How To Shoot Down A Drone: Efforts To “Fix” UCLASS Requirements Likely To Hasten Its Demise
The U.S. Navy has embraced unmanned aircraft (“drones”) as a way of expanding the reconnaissance and strike capabilities of its fleet. Two of these programs — the land-based MQ-4C Triton and the vertical-ascent MQ-8B Fire Scout — look like winners. The Unmanned Carrier-Launched Airborne Surveillance and Strike system, usually referred to by its acronym UCLASS, appears less promising. One reason why is that outsiders keep trying to dictate performance features to the Navy even though the service has already conducted a detailed series of tradeoffs that were blessed by the Joint Requirements Oversight Council — the Pentagon’s most senior panel for reviewing combat-system needs. If these outsiders succeed in changing the requirements, Navy support for UCLASS will fade, and the program will die.
The outsiders come in three flavors: congressional staffers who think they understand naval combat needs better than warfighters do; think-tank analysts espousing a transformational vision of the future fleet; and contractors seeking an edge in the competition to determine what company will develop the drone. The complaint they all seem to share is that the Navy wants the new drone mainly to extend the reach of its carrier-based intelligence, surveillance and reconnaissance capabilities, rather than to strike remote targets with airborne weapons. It’s not an either/or question — a recon drone can have some strike capability and a strike drone can have some recon functions — but rather a disagreement over where the emphasis should be placed when the drone is designed.
What the Navy seems to have said in its initial solicitation to industry is that it wants UCLASS to be mainly about reconnaissance rather than striking surface targets. That certainly makes sense to me. Even the biggest drones in the joint fleet can only carry a few thousand pounds of payload, implying modest bomb loads; a typical air campaign against a country like Serbia or Iraq can involve the use of thousands of munitions. But use that same payload for reconnaissance equipment operating in the radio-frequency, infrared and visible-light segments of the spectrum, and you can greatly enhance the effectiveness of other strike assets in the fleet — like carrier-based Super Hornet fighters and Tomahawk missiles on destroyers.
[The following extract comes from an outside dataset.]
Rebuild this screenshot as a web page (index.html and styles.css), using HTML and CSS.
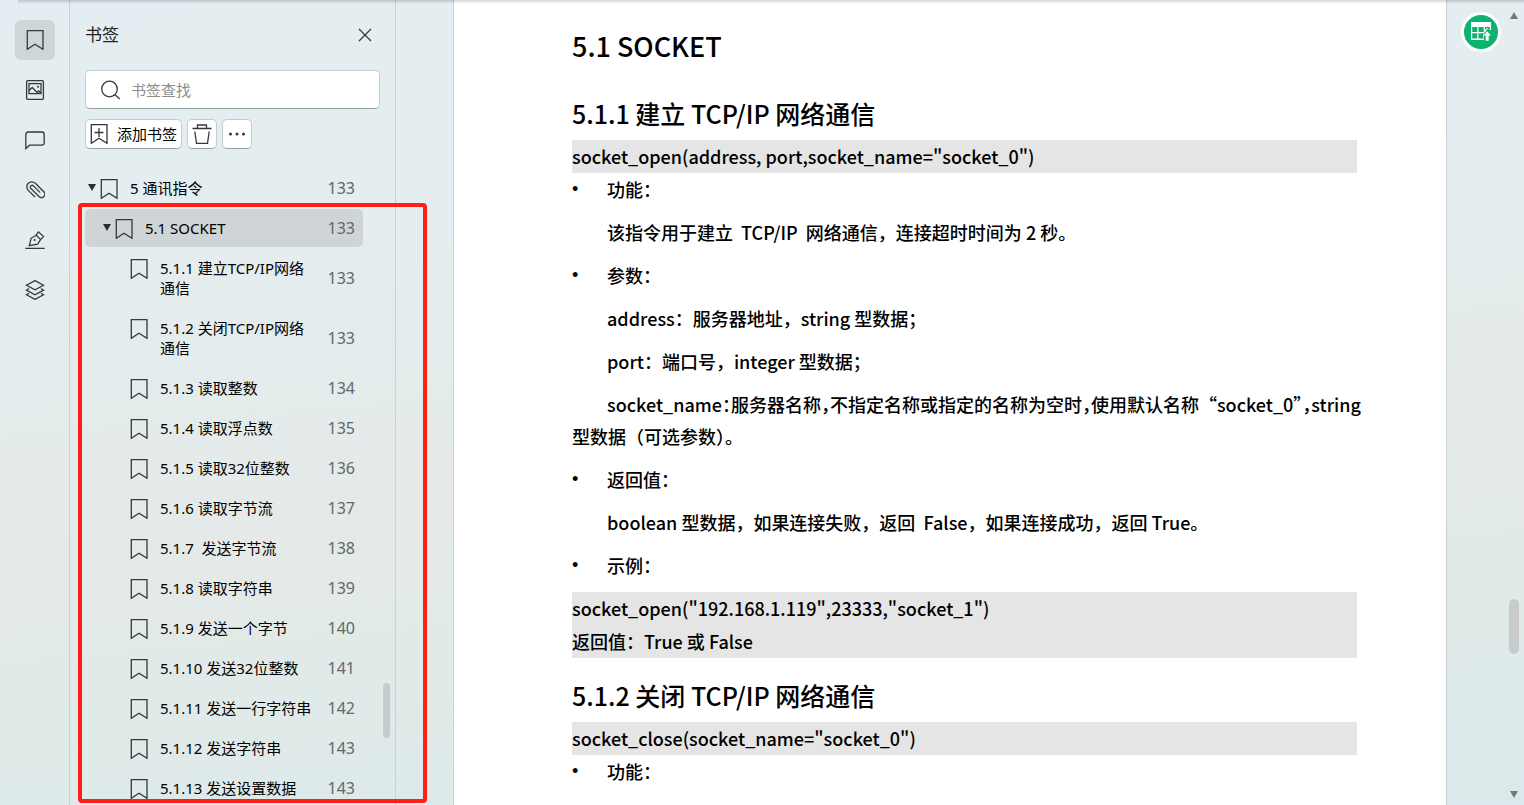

This is a natural division of labor that favors the long reach of drones for finding targets and the much heavier payloads of dedicated strike assets for actually taking them out. Long reach, meaning long endurance near targets, is the most important performance feature of drones. In the case of UCLASS, the Navy found the sweet spot at 14 hours of unrefueled flight, because anything with greater endurance might not fit on a carrier deck, and anything with less would cost much more to operate. For instance, if the drone could only stay airborne for eight hours, you would need twice as many aircraft to cover the same target area, increasing cost and complexity — assuming that a drone of more limited range could reach desired target areas at all. The Navy apparently has decided what it really needs on its carrier decks that hasn’t yet been funded is long-reach reconnaissance.
Obviously, there are numerous additional considerations that must go into the service’s calculations such as survivability when contemplating the challenges posed by high-end adversaries like China. UCLASS will probably have some stealth features to help it hide in hostile air space, but nothing like the integrated stealth Northrop Grumman is designing into its RD-180 successor to the Air Force’s RQ-4C Global Hawk. However, China may not need to worry about UCLASS if congressional staff, think-tanks and contractors keep taking pot shots at UCLASS, because that will undermine support for the program both in the Pentagon and in the broader political system. The program has already been slowed by dissension within the Navy about whether it is really needed in an era of austere budgets; if outsiders keep questioning the Navy’s judgment, the service will probably decide it can do without a carrier-based drone, and just move on.